**RAW RECORDS**
========
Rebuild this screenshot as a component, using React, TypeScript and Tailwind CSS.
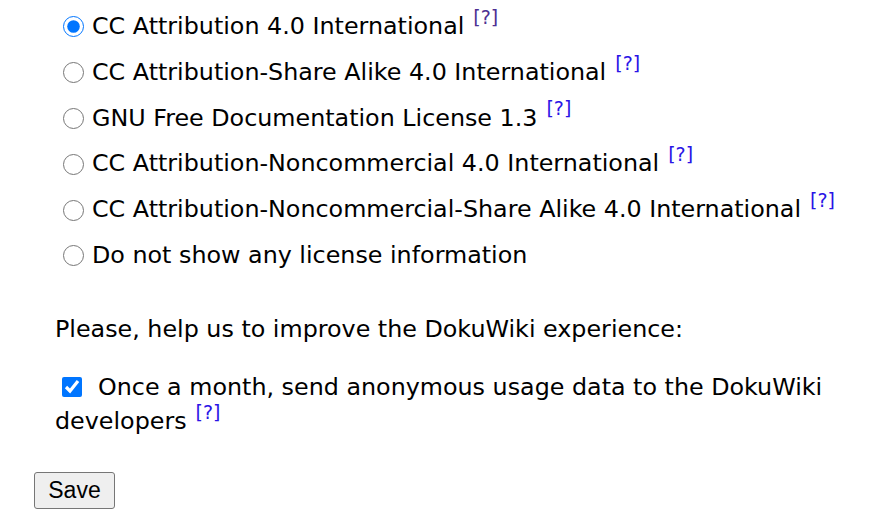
import React from 'react';

const licenses = [
  { label: 'CC Attribution 4.0 International', help: true, visited: true, checked: true },
  { label: 'CC Attribution-Share Alike 4.0 International', help: true },
  { label: 'GNU Free Documentation License 1.3', help: true },
  { label: 'CC Attribution-Noncommercial 4.0 International', help: true },
  { label: 'CC Attribution-Noncommercial-Share Alike 4.0 International', help: true },
  { label: 'Do not show any license information', help: false },
];

const Help: React.FC<{ visited?: boolean }> = ({ visited }) => (
  <sup className={`ml-[9px] text-[19px] leading-none ${visited ? 'text-[#4d2f92]' : 'text-[#2a14e6]'}`}>[?]</sup>
);

const App: React.FC = () => {
  return (
    <div className="w-[870px] h-[523px] bg-white text-black font-['DejaVu_Sans',Verdana,sans-serif] text-[23.8px] overflow-hidden">
      {/* License choices */}
      <div className="pl-[63px] pt-[4px] flex flex-col">
        {licenses.map((l) => (
          <label key={l.label} className="flex items-center h-[45.8px] whitespace-nowrap">
            <input
              type="radio"
              name="license"
              defaultChecked={l.checked}
              className="w-[21px] h-[21px] mr-[8px] m-0"
            />
            <span>{l.label}</span>
            {l.help && <Help visited={l.visited} />}
          </label>
        ))}
      </div>

      {/* Usage data */}
      <div className="pl-[55px] pr-6 mt-[34px]">
        <p className="leading-[33px]">Please, help us to improve the DokuWiki experience:</p>
        <p className="mt-[24px] leading-[34px]">
          <input
            type="checkbox"
            defaultChecked
            className="w-[20px] h-[20px] ml-[7px] mr-[16px] align-[-2px]"
          />
          Once a month, send anonymous usage data to the DokuWiki developers
          <Help />
        </p>
      </div>

      <div className="pl-[34px] mt-[34px]">
        <button className="h-[37px] w-[81px] bg-[#efefef] border border-[#767676] rounded-[3px] font-['Liberation_Sans',Arial,sans-serif] text-[23px] leading-none">
          Save
        </button>
      </div>
    </div>
  );
};

export default App;
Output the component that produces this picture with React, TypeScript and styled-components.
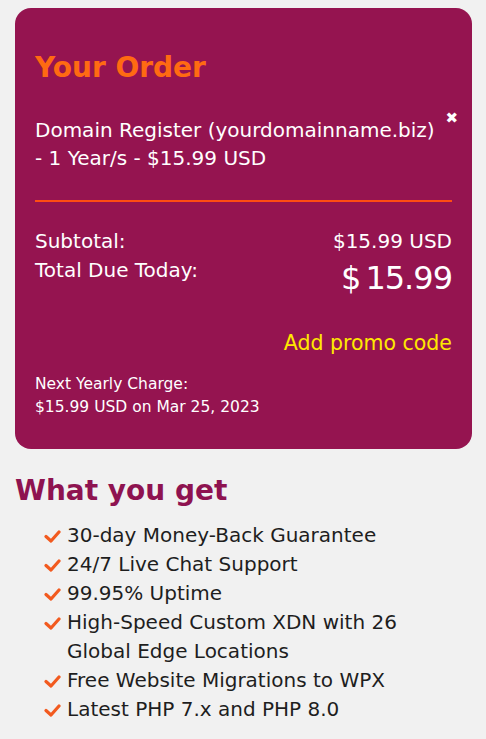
import { createGlobalStyle, styled } from "styled-components";

const GlobalStyle = createGlobalStyle`
  body {
    margin: 0;
    background: #f1f1f1;
    font-family: "DejaVu Sans", "Noto Sans", sans-serif;
  }
`;

const Page = styled.div`
  padding: 8px 14px 0 15px;
`;

const OrderCard = styled.section`
  background: #951450;
  border-radius: 16px;
  padding: 40px 20px 30px 20px;
  color: #fff;
`;

const CardTitle = styled.h2`
  margin: 0 0 28px;
  font-size: 28px;
  line-height: 40px;
  font-weight: 700;
  color: #ff6a12;
`;

const ItemRow = styled.div`
  position: relative;
  padding-right: 12px;
  font-size: 20px;
  line-height: 28px;
  padding-bottom: 28px;
  border-bottom: 2px solid #ff4d12;
`;

const CloseIcon = styled.span`
  position: absolute;
  right: -6px;
  top: -5px;
  font-size: 15px;
  font-weight: 700;
  line-height: 1;
`;

const Totals = styled.div`
  display: grid;
  grid-template-columns: 1fr auto;
  align-items: start;
  margin-top: 27px;
  font-size: 20px;
  line-height: 24px;
  row-gap: 5px;
`;

const Amount = styled.div<{ $big?: boolean }>`
  text-align: right;
  font-size: ${({ $big }) => ($big ? "32px" : "20px")};
  line-height: ${({ $big }) => ($big ? "40px" : "24px")};
  letter-spacing: ${({ $big }) => ($big ? "-1px" : "normal")};
`;

const Currency = styled.span`
  margin-right: 5px;
`;

const PromoLink = styled.a`
  display: block;
  margin-top: 33px;
  text-align: right;
  color: #ffe800;
  font-size: 20.5px;
  line-height: 24px;
  text-decoration: none;
`;

const NextCharge = styled.p`
  margin: 18px 0 0;
  font-size: 15.5px;
  line-height: 23px;
`;

const Features = styled.section`
  padding: 24px 0 0 0;
`;

const FeaturesTitle = styled.h2`
  margin: 0 0 12px;
  font-size: 28px;
  line-height: 36px;
  font-weight: 700;
  color: #8e1350;
`;

const FeatureList = styled.ul`
  list-style: none;
  margin: 0;
  padding: 0 30px 0 29px;
`;

const FeatureItem = styled.li`
  display: flex;
  gap: 6px;
  font-size: 20px;
  line-height: 29px;
  color: #1e1e1e;
`;

const Check = styled.svg`
  flex: none;
  width: 17px;
  height: 29px;
`;

const features = [
  "30-day Money-Back Guarantee",
  "24/7 Live Chat Support",
  "99.95% Uptime",
  "High-Speed Custom XDN with 26 Global Edge Locations",
  "Free Website Migrations to WPX",
  "Latest PHP 7.x and PHP 8.0",
];

export default function App() {
  return (
    <>
      <GlobalStyle />
      <Page>
        <OrderCard>
          <CardTitle>Your Order</CardTitle>
          <ItemRow>
            Domain Register (yourdomainname.biz) - 1 Year/s - $15.99 USD
            <CloseIcon>✖</CloseIcon>
          </ItemRow>
          <Totals>
            <div>Subtotal:</div>
            <Amount>$15.99 USD</Amount>
            <div>Total Due Today:</div>
            <Amount $big>
              <Currency>$</Currency>15.99
            </Amount>
          </Totals>
          <PromoLink href="#">Add promo code</PromoLink>
          <NextCharge>
            Next Yearly Charge:
            <br />
            $15.99 USD on Mar 25, 2023
          </NextCharge>
        </OrderCard>
        <Features>
          <FeaturesTitle>What you get</FeaturesTitle>
          <FeatureList>
            {features.map((f) => (
              <FeatureItem key={f}>
                <Check viewBox="0 0 17 29">
                  <path
                    d="M2 15.5 L7 20 L15 11"
                    fill="none"
                    stroke="#f25a1f"
                    strokeWidth="3.2"
                    strokeLinecap="round"
                    strokeLinejoin="round"
                  />
                </Check>
                <span>{f}</span>
              </FeatureItem>
            ))}
          </FeatureList>
        </Features>
      </Page>
    </>
  );
}
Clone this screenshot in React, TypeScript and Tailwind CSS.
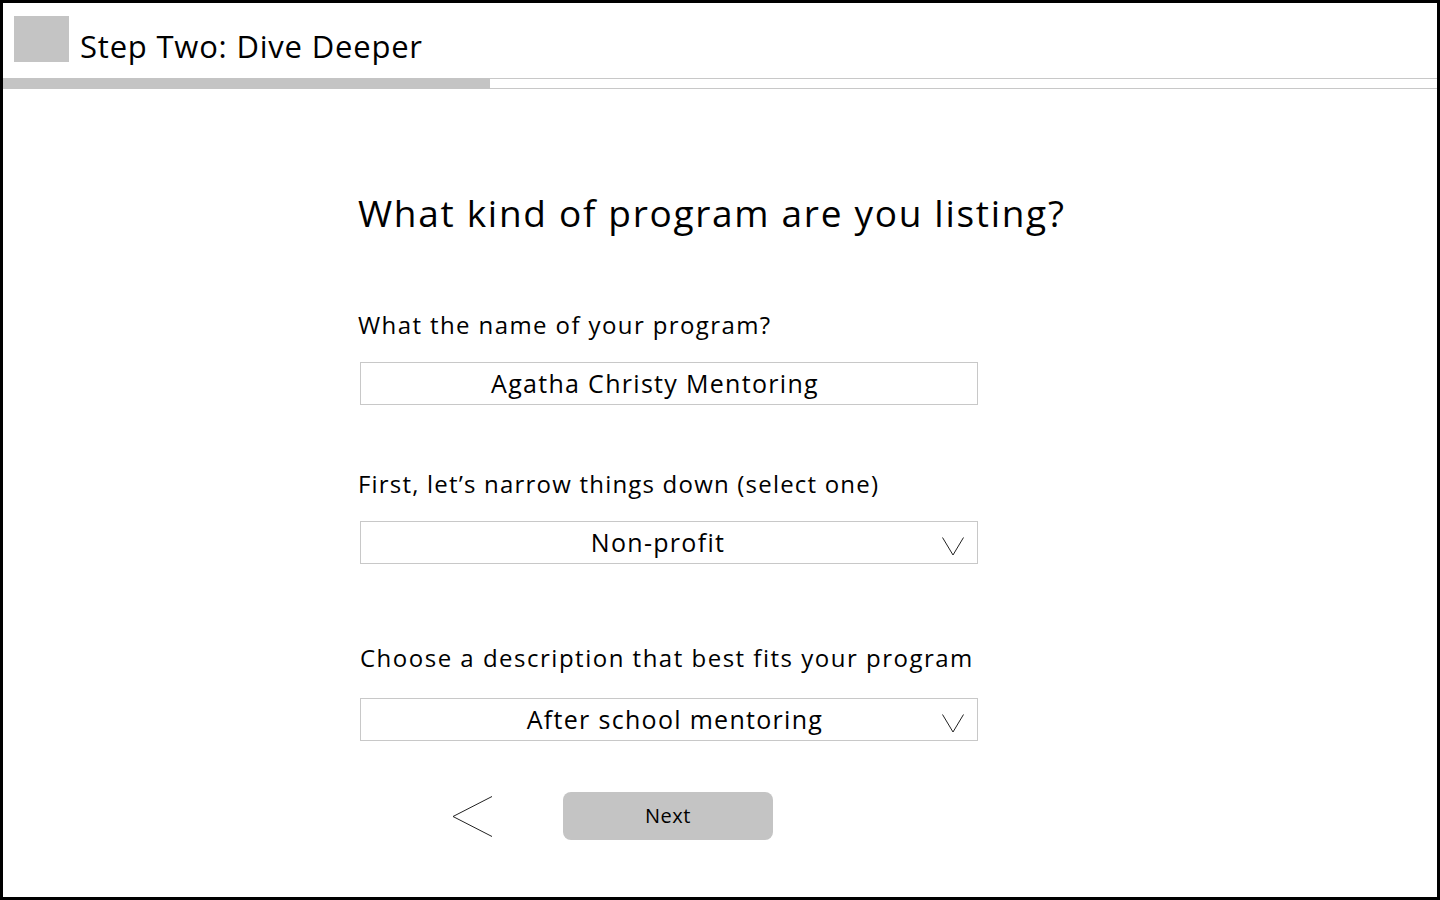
========
**EXERCISE PROMPT**
From the material above, reproduce everything verbatim except the pictures.

**FINAL RESULT**
Rebuild this screenshot as a component, using React, TypeScript and Tailwind CSS.
import React from 'react';

const licenses = [
  { label: 'CC Attribution 4.0 International', help: true, visited: true, checked: true },
  { label: 'CC Attribution-Share Alike 4.0 International', help: true },
  { label: 'GNU Free Documentation License 1.3', help: true },
  { label: 'CC Attribution-Noncommercial 4.0 International', help: true },
  { label: 'CC Attribution-Noncommercial-Share Alike 4.0 International', help: true },
  { label: 'Do not show any license information', help: false },
];

const Help: React.FC<{ visited?: boolean }> = ({ visited }) => (
  <sup className={`ml-[9px] text-[19px] leading-none ${visited ? 'text-[#4d2f92]' : 'text-[#2a14e6]'}`}>[?]</sup>
);

const App: React.FC = () => {
  return (
    <div className="w-[870px] h-[523px] bg-white text-black font-['DejaVu_Sans',Verdana,sans-serif] text-[23.8px] overflow-hidden">
      {/* License choices */}
      <div className="pl-[63px] pt-[4px] flex flex-col">
        {licenses.map((l) => (
          <label key={l.label} className="flex items-center h-[45.8px] whitespace-nowrap">
            <input
              type="radio"
              name="license"
              defaultChecked={l.checked}
              className="w-[21px] h-[21px] mr-[8px] m-0"
            />
            <span>{l.label}</span>
            {l.help && <Help visited={l.visited} />}
          </label>
        ))}
      </div>

      {/* Usage data */}
      <div className="pl-[55px] pr-6 mt-[34px]">
        <p className="leading-[33px]">Please, help us to improve the DokuWiki experience:</p>
        <p className="mt-[24px] leading-[34px]">
          <input
            type="checkbox"
            defaultChecked
            className="w-[20px] h-[20px] ml-[7px] mr-[16px] align-[-2px]"
          />
          Once a month, send anonymous usage data to the DokuWiki developers
          <Help />
        </p>
      </div>

      <div className="pl-[34px] mt-[34px]">
        <button className="h-[37px] w-[81px] bg-[#efefef] border border-[#767676] rounded-[3px] font-['Liberation_Sans',Arial,sans-serif] text-[23px] leading-none">
          Save
        </button>
      </div>
    </div>
  );
};

export default App;
Output the component that produces this picture with React, TypeScript and styled-components.
import { createGlobalStyle, styled } from "styled-components";

const GlobalStyle = createGlobalStyle`
  body {
    margin: 0;
    background: #f1f1f1;
    font-family: "DejaVu Sans", "Noto Sans", sans-serif;
  }
`;

const Page = styled.div`
  padding: 8px 14px 0 15px;
`;

const OrderCard = styled.section`
  background: #951450;
  border-radius: 16px;
  padding: 40px 20px 30px 20px;
  color: #fff;
`;

const CardTitle = styled.h2`
  margin: 0 0 28px;
  font-size: 28px;
  line-height: 40px;
  font-weight: 700;
  color: #ff6a12;
`;

const ItemRow = styled.div`
  position: relative;
  padding-right: 12px;
  font-size: 20px;
  line-height: 28px;
  padding-bottom: 28px;
  border-bottom: 2px solid #ff4d12;
`;

const CloseIcon = styled.span`
  position: absolute;
  right: -6px;
  top: -5px;
  font-size: 15px;
  font-weight: 700;
  line-height: 1;
`;

const Totals = styled.div`
  display: grid;
  grid-template-columns: 1fr auto;
  align-items: start;
  margin-top: 27px;
  font-size: 20px;
  line-height: 24px;
  row-gap: 5px;
`;

const Amount = styled.div<{ $big?: boolean }>`
  text-align: right;
  font-size: ${({ $big }) => ($big ? "32px" : "20px")};
  line-height: ${({ $big }) => ($big ? "40px" : "24px")};
  letter-spacing: ${({ $big }) => ($big ? "-1px" : "normal")};
`;

const Currency = styled.span`
  margin-right: 5px;
`;

const PromoLink = styled.a`
  display: block;
  margin-top: 33px;
  text-align: right;
  color: #ffe800;
  font-size: 20.5px;
  line-height: 24px;
  text-decoration: none;
`;

const NextCharge = styled.p`
  margin: 18px 0 0;
  font-size: 15.5px;
  line-height: 23px;
`;

const Features = styled.section`
  padding: 24px 0 0 0;
`;

const FeaturesTitle = styled.h2`
  margin: 0 0 12px;
  font-size: 28px;
  line-height: 36px;
  font-weight: 700;
  color: #8e1350;
`;

const FeatureList = styled.ul`
  list-style: none;
  margin: 0;
  padding: 0 30px 0 29px;
`;

const FeatureItem = styled.li`
  display: flex;
  gap: 6px;
  font-size: 20px;
  line-height: 29px;
  color: #1e1e1e;
`;

const Check = styled.svg`
  flex: none;
  width: 17px;
  height: 29px;
`;

const features = [
  "30-day Money-Back Guarantee",
  "24/7 Live Chat Support",
  "99.95% Uptime",
  "High-Speed Custom XDN with 26 Global Edge Locations",
  "Free Website Migrations to WPX",
  "Latest PHP 7.x and PHP 8.0",
];

export default function App() {
  return (
    <>
      <GlobalStyle />
      <Page>
        <OrderCard>
          <CardTitle>Your Order</CardTitle>
          <ItemRow>
            Domain Register (yourdomainname.biz) - 1 Year/s - $15.99 USD
            <CloseIcon>✖</CloseIcon>
          </ItemRow>
          <Totals>
            <div>Subtotal:</div>
            <Amount>$15.99 USD</Amount>
            <div>Total Due Today:</div>
            <Amount $big>
              <Currency>$</Currency>15.99
            </Amount>
          </Totals>
          <PromoLink href="#">Add promo code</PromoLink>
          <NextCharge>
            Next Yearly Charge:
            <br />
            $15.99 USD on Mar 25, 2023
          </NextCharge>
        </OrderCard>
        <Features>
          <FeaturesTitle>What you get</FeaturesTitle>
          <FeatureList>
            {features.map((f) => (
              <FeatureItem key={f}>
                <Check viewBox="0 0 17 29">
                  <path
                    d="M2 15.5 L7 20 L15 11"
                    fill="none"
                    stroke="#f25a1f"
                    strokeWidth="3.2"
                    strokeLinecap="round"
                    strokeLinejoin="round"
                  />
                </Check>
                <span>{f}</span>
              </FeatureItem>
            ))}
          </FeatureList>
        </Features>
      </Page>
    </>
  );
}
Clone this screenshot in React, TypeScript and Tailwind CSS.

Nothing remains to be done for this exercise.